The lovely little island of Tobago is gaining popularity as a world-class dive site as divers flock here for the chance to swim and interact with monster manta rays in waters where visibility can reach 150 feet on a good day. “Expect the unexpected,” they’ll tell you, and your expectations will still be surpassed: A dozen or so giant manta rays measuring from 6 to 10 feet across live in the Batteaux Bay area, some staying year-round because of the thick clouds of plankton, on which they and myriad other creatures feed.
Some divers may have to settle for a sighting of these graceful, majestic creatures, but most will be able to interact. The friendly mantas encourage divers to hold on for a free ride, returning to them time and again – a practice that once earned them the nickname ‘Tobago taxis.” Today’s more sensitive approach is to interact by merely swimming in their magical presence. Tobago, Trinidad’s sleepy country cousin, is one of those diving destinations that can reward topside curiosity as well. Its Amazon-type forests are some of the oldest protected on our planet.
La Samanna offers service, food, and ambience so special that most guests never venture beyond the tony, sybaritic enclave’s 55 impeccably groomed beachfront acres. Though located on the French side of an island split between France and the Netherlands, the feel is evocative of the Mediterranean and Morocco, with whitewashed villas and patios, hand- painted tiles adding splashes of color, and bold fabrics in hues drawn from the sea and sky.
The hotel’s glorious Baie Longue Beach, the island’s nicest, stretches for what seems like miles, promising untrammeled beauty and privacy. And in the evenings, a dramatic tented bar and terrace surrounded by bougainvillea and alla-manda is the spot for elegant candlelit dinners, and the chance to sample from the hotel’s prodigious wine cellar. Rates are high but pretension is low, and “name” patrons adorn the guest book but then disappear for a memorable stay that can be filled with every imaginable sport, or nothing more than a good book.
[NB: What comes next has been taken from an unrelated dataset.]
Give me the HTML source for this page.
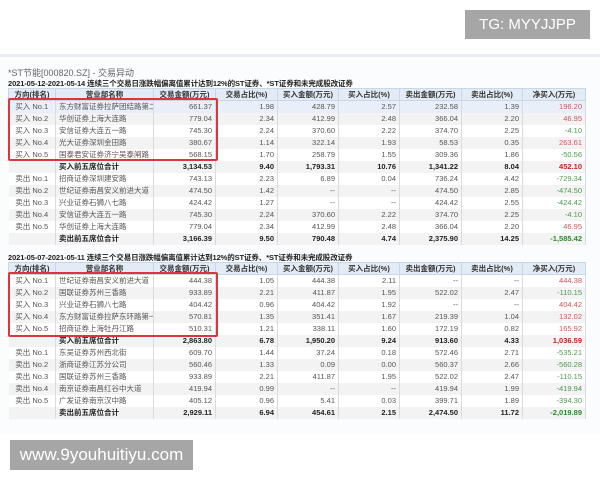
<!DOCTYPE html>
<html><head><meta charset="utf-8"><style>
*{margin:0;padding:0;box-sizing:border-box}
body{width:600px;height:480px;background:#fff;position:relative;overflow:hidden;font-family:"Liberation Sans","Noto Sans CJK SC",sans-serif;color:#333}
.tg{position:absolute;left:465px;top:10px;width:125px;height:29px;background:#a6a6a6;color:#fff;font-size:15px;line-height:29px;text-align:center}
.panel{position:absolute;left:0;top:54px;width:600px;height:380px;background:#fbfcfd;border-top:3px solid #e8eef5}
.st{position:absolute;left:8px;top:66px;font-size:9px;color:#666}
.ti{position:absolute;left:8px;font-size:7.5px;font-weight:bold;color:#222;white-space:nowrap;letter-spacing:-0.1px}
table{position:absolute;left:8px;border-collapse:collapse;table-layout:fixed;width:577px;font-size:7.5px}
td{height:12px;line-height:11px;border-right:1px solid #d5dce5;padding:0 3px;white-space:nowrap;overflow:hidden;color:#555}
tr.h td{background:#e3ecf6;text-align:center;font-weight:bold;color:#333;border:1px solid #c9d6e6}
tr:nth-child(odd):not(.h) td{background:#f3f3f3}
tr:nth-child(even) td{background:#fff}
tr.b1 td{background:#e8eff8!important}
td.c{text-align:center}
td.r{text-align:right}
tr.s td{font-weight:bold;color:#222}
.p{color:#d2555a!important}.g{color:#4d9a4d!important}
tr.s .p{color:#d01c1c!important}tr.s .g{color:#2d8a2d!important}
.box{position:absolute;left:8px;width:210px;border:2px solid #d9363e;border-radius:2px}
.wm{position:absolute;left:10px;top:440px;width:183px;height:30px;background:#a6a6a6;color:#fff;font-size:17px;line-height:30px;text-align:center}
</style></head><body>
<div class="tg">TG: MYYJJPP</div>
<div class="panel"></div>
<div class="st">*ST节能[000820.SZ] - 交易异动</div>
<div class="ti" style="top:78px">2021-05-12-2021-05-14 连续三个交易日涨跌幅偏离值累计达到12%的ST证券、*ST证券和未完成股改证券</div>
<table style="top:88px">
<colgroup><col style="width:47px"><col style="width:98px"><col style="width:62px"><col style="width:62px"><col style="width:61px"><col style="width:61px"><col style="width:62px"><col style="width:61px"><col style="width:63px"></colgroup>
<tr class="h"><td>方向(排名)</td><td>营业部名称</td><td>交易金额(万元)</td><td>交易占比(%)</td><td>买入金额(万元)</td><td>买入占比(%)</td><td>卖出金额(万元)</td><td>卖出占比(%)</td><td>净买入(万元)</td></tr>
<tr class="b1"><td class="c">买入 No.1</td><td>东方财富证券拉萨团结路第二</td><td class="r">661.37</td><td class="r">1.98</td><td class="r">428.79</td><td class="r">2.57</td><td class="r">232.58</td><td class="r">1.39</td><td class="r p">196.20</td></tr>
<tr><td class="c">买入 No.2</td><td>华创证券上海大连路</td><td class="r">779.04</td><td class="r">2.34</td><td class="r">412.99</td><td class="r">2.48</td><td class="r">366.04</td><td class="r">2.20</td><td class="r p">46.95</td></tr>
<tr><td class="c">买入 No.3</td><td>安信证券大连五一路</td><td class="r">745.30</td><td class="r">2.24</td><td class="r">370.60</td><td class="r">2.22</td><td class="r">374.70</td><td class="r">2.25</td><td class="r g">-4.10</td></tr>
<tr><td class="c">买入 No.4</td><td>光大证券深圳金田路</td><td class="r">380.67</td><td class="r">1.14</td><td class="r">322.14</td><td class="r">1.93</td><td class="r">58.53</td><td class="r">0.35</td><td class="r p">263.61</td></tr>
<tr><td class="c">买入 No.5</td><td>国泰君安证券济宁吴泰闸路</td><td class="r">568.15</td><td class="r">1.70</td><td class="r">258.79</td><td class="r">1.55</td><td class="r">309.36</td><td class="r">1.86</td><td class="r g">-50.56</td></tr>
<tr class="s"><td></td><td>买入前五席位合计</td><td class="r">3,134.53</td><td class="r">9.40</td><td class="r">1,793.31</td><td class="r">10.76</td><td class="r">1,341.22</td><td class="r">8.04</td><td class="r p">452.10</td></tr>
<tr><td class="c">卖出 No.1</td><td>招商证券深圳建安路</td><td class="r">743.13</td><td class="r">2.23</td><td class="r">6.89</td><td class="r">0.04</td><td class="r">736.24</td><td class="r">4.42</td><td class="r g">-729.34</td></tr>
<tr><td class="c">卖出 No.2</td><td>世纪证券南昌安义前进大道</td><td class="r">474.50</td><td class="r">1.42</td><td class="r">--</td><td class="r">--</td><td class="r">474.50</td><td class="r">2.85</td><td class="r g">-474.50</td></tr>
<tr><td class="c">卖出 No.3</td><td>兴业证券石狮八七路</td><td class="r">424.42</td><td class="r">1.27</td><td class="r">--</td><td class="r">--</td><td class="r">424.42</td><td class="r">2.55</td><td class="r g">-424.42</td></tr>
<tr><td class="c">卖出 No.4</td><td>安信证券大连五一路</td><td class="r">745.30</td><td class="r">2.24</td><td class="r">370.60</td><td class="r">2.22</td><td class="r">374.70</td><td class="r">2.25</td><td class="r g">-4.10</td></tr>
<tr><td class="c">卖出 No.5</td><td>华创证券上海大连路</td><td class="r">779.04</td><td class="r">2.34</td><td class="r">412.99</td><td class="r">2.48</td><td class="r">366.04</td><td class="r">2.20</td><td class="r p">46.95</td></tr>
<tr class="s"><td></td><td>卖出前五席位合计</td><td class="r">3,166.39</td><td class="r">9.50</td><td class="r">790.48</td><td class="r">4.74</td><td class="r">2,375.90</td><td class="r">14.25</td><td class="r g">-1,585.42</td></tr>
</table>
<div class="box" style="top:98px;height:63px"></div>

<div class="ti" style="top:252px">2021-05-07-2021-05-11 连续三个交易日涨跌幅偏离值累计达到12%的ST证券、*ST证券和未完成股改证券</div>
<table style="top:262px">
<colgroup><col style="width:47px"><col style="width:98px"><col style="width:62px"><col style="width:62px"><col style="width:61px"><col style="width:61px"><col style="width:62px"><col style="width:61px"><col style="width:63px"></colgroup>
<tr class="h"><td>方向(排名)</td><td>营业部名称</td><td>交易金额(万元)</td><td>交易占比(%)</td><td>买入金额(万元)</td><td>买入占比(%)</td><td>卖出金额(万元)</td><td>卖出占比(%)</td><td>净买入(万元)</td></tr>
<tr><td class="c">买入 No.1</td><td>世纪证券南昌安义前进大道</td><td class="r">444.38</td><td class="r">1.05</td><td class="r">444.38</td><td class="r">2.11</td><td class="r">--</td><td class="r">--</td><td class="r p">444.38</td></tr>
<tr><td class="c">买入 No.2</td><td>国联证券苏州三香路</td><td class="r">933.89</td><td class="r">2.21</td><td class="r">411.87</td><td class="r">1.95</td><td class="r">522.02</td><td class="r">2.47</td><td class="r g">-110.15</td></tr>
<tr><td class="c">买入 No.3</td><td>兴业证券石狮八七路</td><td class="r">404.42</td><td class="r">0.96</td><td class="r">404.42</td><td class="r">1.92</td><td class="r">--</td><td class="r">--</td><td class="r p">404.42</td></tr>
<tr><td class="c">买入 No.4</td><td>东方财富证券拉萨东环路第一</td><td class="r">570.81</td><td class="r">1.35</td><td class="r">351.41</td><td class="r">1.67</td><td class="r">219.39</td><td class="r">1.04</td><td class="r p">132.02</td></tr>
<tr><td class="c">买入 No.5</td><td>招商证券上海牡丹江路</td><td class="r">510.31</td><td class="r">1.21</td><td class="r">338.11</td><td class="r">1.60</td><td class="r">172.19</td><td class="r">0.82</td><td class="r p">165.92</td></tr>
<tr class="s"><td></td><td>买入前五席位合计</td><td class="r">2,863.80</td><td class="r">6.78</td><td class="r">1,950.20</td><td class="r">9.24</td><td class="r">913.60</td><td class="r">4.33</td><td class="r p">1,036.59</td></tr>
<tr><td class="c">卖出 No.1</td><td>东吴证券苏州西北街</td><td class="r">609.70</td><td class="r">1.44</td><td class="r">37.24</td><td class="r">0.18</td><td class="r">572.46</td><td class="r">2.71</td><td class="r g">-535.21</td></tr>
<tr><td class="c">卖出 No.2</td><td>浙商证券江苏分公司</td><td class="r">560.46</td><td class="r">1.33</td><td class="r">0.09</td><td class="r">0.00</td><td class="r">560.37</td><td class="r">2.66</td><td class="r g">-560.28</td></tr>
<tr><td class="c">卖出 No.3</td><td>国联证券苏州三香路</td><td class="r">933.89</td><td class="r">2.21</td><td class="r">411.87</td><td class="r">1.95</td><td class="r">522.02</td><td class="r">2.47</td><td class="r g">-110.15</td></tr>
<tr><td class="c">卖出 No.4</td><td>南京证券南昌红谷中大道</td><td class="r">419.94</td><td class="r">0.99</td><td class="r">--</td><td class="r">--</td><td class="r">419.94</td><td class="r">1.99</td><td class="r g">-419.94</td></tr>
<tr><td class="c">卖出 No.5</td><td>广发证券南京汉中路</td><td class="r">405.12</td><td class="r">0.96</td><td class="r">5.41</td><td class="r">0.03</td><td class="r">399.71</td><td class="r">1.89</td><td class="r g">-394.30</td></tr>
<tr class="s"><td></td><td>卖出前五席位合计</td><td class="r">2,929.11</td><td class="r">6.94</td><td class="r">454.61</td><td class="r">2.15</td><td class="r">2,474.50</td><td class="r">11.72</td><td class="r g">-2,019.89</td></tr>
</table>
<div class="box" style="top:272px;height:65px"></div>
<div class="wm">www.9youhuitiyu.com</div>
</body></html>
Located on a 600-acre estate in the southwestern comer of this lush island, Anse Chastanet is way beyond romantic, with octagonal hillside gazebos hidden amid verdant foliage and bursts of color, harmonizing beautifully with the natural surroundings: Some of the handsome suites are built around trees, others are minus a wall to let the magnificent outdoors in. The secluded palm-fringed beach 125 steps below has its own excellent five-star scuba center and school, and some of the Caribbean’s best snorkeling and diving is just a few feet offshore.
Joining the inn’s many unrivaled attributes (the kitchen is known across the island) is the amazing view of Gros Piton and Petit Piton, twin 2,619- and 2,461-foot pointed volcanic peaks that rise from the surf just to the south, looking like the jagged mountains of Bali Ha’i, adding something of a South Pacific touch to the island. It’s a vista that silences with its power and mystique, visible from your wonderfully secluded porch, which is perfect for reading and snoozing once you break away from the view. There are nearby rain forest treks, a drive-in volcano to visit, and Diamond Falls, which tumbles in six stages through sulfur springs that color the waters like a rainbow – but make sure you’re back in time for sunset.